How a Boom in Feature-Length Films Is Transforming Branded Content

Partners and celebrities often play a part in these videos

Estrella Damm's 16-minute feature, "La Vida Nuestra," features Game of Thrones actor Peter Dinklage.
Estrella Damm

Branded content is in a transitional period. Whether you’re a brand, agency or marketing consultancy, you’ve no doubt noticed that forming a loyal relationship with an audience is becoming harder than ever before. People no longer consume content, engage with it or trust brands like they used to. As a result, we’ve found ourselves in a sticky situation.

However, it seems like things could be changing as brands experiment with an increasingly popular format: long-form video. Now, brands are not just making ads—they’re making movies. 

This is by no means a new phenomenon; brands have been making long-form content for years. However, over the past year, there has been an increase in brands creating longer videos for their audience, an audience who has seemingly had enough of short-form ads, social media snippets or branded content marketing pieces.

Here are four brands in particular that have garnered attention.

Estrella Damm

The Spanish beer supplier recently released “La Vida Nuestra” (Our Life), starring Game of Thrones’ Peter Dinklage. The 16-minute feature has been advertised on buses and at train stations across the world. Making people stop and take notice, Estrella Damm’s poster made the film look like a Hollywood movie rather than a brand film.
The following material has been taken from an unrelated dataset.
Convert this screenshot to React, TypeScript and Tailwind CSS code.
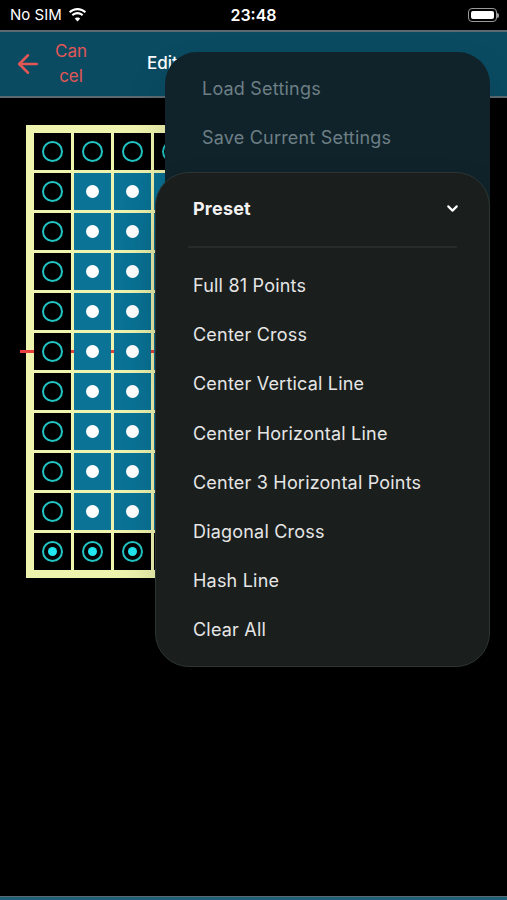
import React from 'react'
import { ArrowLeft, ChevronDown } from 'lucide-react'

const font = { fontFamily: 'Inter, "Noto Sans", sans-serif' }

const presets = [
    'Full 81 Points',
    'Center Cross',
    'Center Vertical Line',
    'Center Horizontal Line',
    'Center 3 Horizontal Points',
    'Diagonal Cross',
    'Hash Line',
    'Clear All',
]

function Cell({ kind }: { kind: 'ring' | 'dot' | 'target' }) {
    if (kind === 'dot') {
        return (
            <div className="w-[37px] h-[37px] bg-[#0a7396] flex items-center justify-center">
                <div className="w-[13px] h-[13px] rounded-full bg-white" />
            </div>
        )
    }
    return (
        <div className="w-[37px] h-[37px] bg-black flex items-center justify-center">
            <div className="w-[21px] h-[21px] rounded-full border-2 border-[#22c4c4] flex items-center justify-center">
                {kind === 'target' && <div className="w-[9px] h-[9px] rounded-full bg-[#22e6f0]" />}
            </div>
        </div>
    )
}

function Grid() {
    const rows = Array.from({ length: 11 })
    const cols = Array.from({ length: 9 })
    return (
        <div className="relative isolate bg-[#eef3ae] p-2 w-max">
            <div className="grid grid-cols-9 gap-[3px] relative z-10">
                {rows.map((_, r) =>
                    cols.map((_, c) => {
                        const kind = r === 0 ? 'ring' : r === 10 ? 'target' : c === 0 ? 'ring' : 'dot'
                        return <Cell key={`${r}-${c}`} kind={kind} />
                    })
                )}
            </div>
            {/* center line */}
            <div className="absolute left-[-6px] right-0 top-[225px] h-[3px] bg-[#e8403f] z-0" />
        </div>
    )
}

export default function App() {
    return (
        <div className="relative w-[507px] h-[900px] bg-black overflow-hidden text-white" style={font}>
            {/* status bar */}
            <div className="h-[30px] flex items-center justify-between px-[10px]">
                <div className="flex items-center gap-[6px] text-[15px] w-[120px]">
                    <span>No SIM</span>
                    <svg width="19" height="14" viewBox="0 0 19 14" fill="white">
                        <path d="M9.5 2.2c2.8 0 5.3 1.1 7.2 2.9l1.4-1.5C15.8 1.4 12.8 0.1 9.5 0.1S3.2 1.4 0.9 3.6l1.4 1.5C4.2 3.3 6.7 2.2 9.5 2.2z" />
                        <path d="M9.5 6.2c1.7 0 3.3 0.7 4.4 1.8l1.4-1.5C13.8 5 11.8 4.1 9.5 4.1S5.2 5 3.7 6.5l1.4 1.5C6.2 6.9 7.8 6.2 9.5 6.2z" />
                        <path d="M9.5 13.6l2.8-3c-0.7-0.7-1.7-1.2-2.8-1.2s-2.1 0.5-2.8 1.2z" />
                    </svg>
                </div>
                <span className="text-[16px] font-semibold">23:48</span>
                <div className="w-[120px] flex justify-end">
                    <div className="w-[29px] h-[14px] rounded-[4px] border border-[#9a9a9a] p-[2px] flex items-center relative">
                        <div className="h-full w-full bg-white rounded-[2px]" />
                        <div className="absolute right-[-3px] w-[2px] h-[5px] bg-[#9a9a9a] rounded-r" />
                    </div>
                </div>
            </div>

            {/* header */}
            <div className="h-[68px] bg-[#0a4b62] border-y-2 border-[#5a6a70] flex items-center">
                <ArrowLeft className="w-[30px] h-[30px] text-[#e25656] ml-[13px]" strokeWidth={2} />
                <div className="ml-[12px] text-[#e25656] text-[17px] leading-[25px] text-center">
                    <div>Can</div>
                    <div>cel</div>
                </div>
                <div className="ml-[60px] text-[17px] text-white font-medium">Edit Points</div>
            </div>

            {/* content */}
            <div className="pl-[26px] pt-[27px]">
                <Grid />
            </div>

            {/* bottom bar edge */}
            <div className="absolute left-0 right-0 bottom-0 h-[4px] border-t border-[#5a6a70] bg-[#1f6078]" />

            {/* back menu */}
            <div className="absolute z-20 left-[165px] top-[52px] w-[325px] h-[300px] rounded-[32px] bg-[#10232a] shadow-2xl">
                <div className="pl-[37px] pt-[23px] text-[18px] tracking-[0.2px] text-[#6d7f85] flex flex-col gap-[22px]">
                    <span>Load Settings</span>
                    <span>Save Current Settings</span>
                </div>
            </div>

            {/* front menu */}
            <div className="absolute z-30 left-[155px] top-[172px] w-[335px] h-[495px] rounded-[34px] bg-[#1a1e1d] border border-[#2c3534] shadow-2xl">
                <div className="flex items-center justify-between pl-[37px] pr-[28px] pt-[22px] pb-[24px]">
                    <span className="text-[18px] tracking-[0.2px] font-bold text-[#f2f2f2]">Preset</span>
                    <ChevronDown className="w-[17px] h-[17px] text-white" strokeWidth={3} />
                </div>
                <div className="mx-[32px] h-[2px] bg-[#262c2b]" />
                <div className="flex flex-col pl-[37px] pt-[13px]">
                    {presets.map(p => (
                        <div key={p} className="h-[49.2px] flex items-center text-[18px] tracking-[0.2px] text-[#e6e6e6]">{p}</div>
                    ))}
                </div>
            </div>
        </div>
    )
}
Takeaway: Sell a story, not just the product

The time of the hard-sell strategy is gone. Now enters the era of story-selling. In an attempt to regain trust, brands are redirecting their focus from creating purely self-promotional content to content that places the audience at the forefront. Advertising the film like a movie returns the power back to the audience: Audiences can’t escape an ad, but it’s their choice if they watch a film.

HP

The multinational IT company launched a series about cybersecurity called “The Wolf.” The two six to eight-minute long films feature award-winning Mr. Robot star Christian Slater in the lead role.

Takeaway: Celebrities gain trust 

As a well-known celebrity, Slater’s presence encourages people to see and engage with the film, consequently building a more trusting relationship between consumer and brand. In a climate where trust in brands is in decline, celebrities are a great way for brands to regain their audience’s favor. After all, people don’t just follow a celebrity’s advice, they trust them, they’re loyal to them and, at the end of it all, they want to be like them.

Marriott

Over the past three years, the hospitality chain has launched three films as part of their “Two Bellmen” series. Each film ranges between 18–36 minutes in length, and in total, they have attained over 22 million views, around 13,000 likes and 730 comments on YouTube alone.

Takeaway: Create user-first, entertaining content

With the content landscape being overrun with messaging, brands are no longer controlling the conversation. Consumers are now deciding when, where and how they interact with brands, and anything interruptive or forceful in nature makes customers tune out. As David Beebe, former vp of global creative and content marketing for Marriott International, said, “The strategy is to stop interrupting what they’re interested in, and become what they’re interested in.” Marriott Hotels’ innovative adventure films put consumer entertainment at the forefront, generating better and longer-lasting relationships.

P&G

P&G, the worldwide consumer brand, partnered with CNN’s Great Big Story to create a 20-minute documentary, “The Words Matter: One Voice Can Make a Difference.” The film tells the story of Michael Chanak, Jr., a now-retired administrative and technical employee who fought to include sexual orientation in P&G’s diversity statement.

On Great Big Story’s social channels, awareness was huge and engagement (likes, shares and comments) was generally positive. Publications including Fast Company have reported on the film, calling it “refreshingly honest, free of the kind of corporate revisionism” that typifies such content.